Tired legs, bulging veins, ulcers and a burning sensation are just some of the symptoms associated with varicose veins, a condition that affects one in two people and is not solely related to age. Many people believe that it is only an aesthetic issue when, in reality, it is a chronic disease that affects a growing number of people in the region each year, making a direct negative impact on people’s quality of life.
Varicose veins and spider veins, are the same thing but they differ in size. One resembles a large worm-shaped structure, while the other is a green or purple network of veins, like a spider web.
They are the result of weak or damaged valves in the veins. The valves become damaged when they do not open to allow blood to leave the veins, causing the blood to back up and making the veins swell.
Both varicose and spider veins cause aching pains and discomfort that can progressively worsen. If left untreated, they can cause various complications such as venous ulcers (sores) and chronic venous insufficiency, when the veins of the legs are unable to pump the required volume of blood back to the heart.
Pregnant women may also develop varicose veins because pregnancy increases the volume of blood in a woman’s body and the growing fetus compresses the vein along its tract, causing increased pressure on the leg veins.
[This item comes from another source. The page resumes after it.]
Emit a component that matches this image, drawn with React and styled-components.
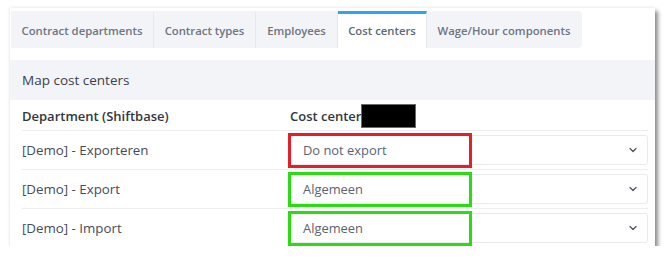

All of these factors can cause irreversible damage to vein walls and while varicose veins might reduce after delivery, causing the person to believe that she is cured, the irreversible damage will remain and reappear in the case of a second pregnancy.
Dr Ashkan, specialist vascular surgeon at Burjeel Hospital for Advanced Surgery, Dubai says: “It is not uncommon to have varicose and spider veins in one leg, but they are quite different. Spider veins for example are small, thin read or purple blood vessels that can be seen under the skin, whereas varicose veins are stretched out veins where blood vessels have pooled.
While the majority of patients treated for varicose veins are women, men also suffer from venous diseases, even if they’re less likely to seek treatment. However, such factors as heredity, pregnancy, profession and obesity can also contribute.”
When a person has the signs and symptoms of varicose veins, they should attend a specialist to have their veins examined in a complete ultrasound study to eliminate the involvement of large veins and treat the problem from its roots, to avoid any further complication from venous insufficiency.
The visual part of the condition is just as important as the medical one, since having varicose veins on the leg can cause people to become self-conscious.
Help is at hand though, as a new technique called ClaCS (Cryo laser and Cryo Sclerotherapy) promises to put an end to dilated veins and is now being offered exclusively at Burjeel Hospital for Advanced Surgery’s vascular surgery department – the first of its kind in the Middle East.
ClaCS is the new ally in the fight against varicose veins and spider veins that combines laser, sclerotherapy and cold air jets into the skin using sophisticated state-of-the-art devices.
Treatment with ClaCS begins by applying a device that projects a picture of the sophisticated network of veins under the skin to determine the feeder veins.
Next comes skin cooling to a temperature of up to -20 °C, which helps to reduce pain at the site of application. Then a specialist uses a laser that emits pulses of light that pass through the superficial layers of the skin to reach the blood vessels, which is followed by injection of medication in the area. This causes the targeted veins to close, harden and disintegrate without damaging skin tissue.
The minimally invasive treatment does not require anesthesia and is relatively quick compared with other treatments.
“The big advantage is that patients don’t require long use of bandages or supporting stockings as other previously known cosmetic treatments do. ClaCS delivers quick and effective results and is relatively painless. But it is by no means a complete solution to varicose veins,” explains Dr Ashkan.
“The overarching aim is to eliminate varicose veins, but the risk of recurrence depends on the patient’s hereditaty factors and way of life. The risk increases if the patient does not take various health precautions, such as exercising regularly, refraining from smoking and monitoring their weight.”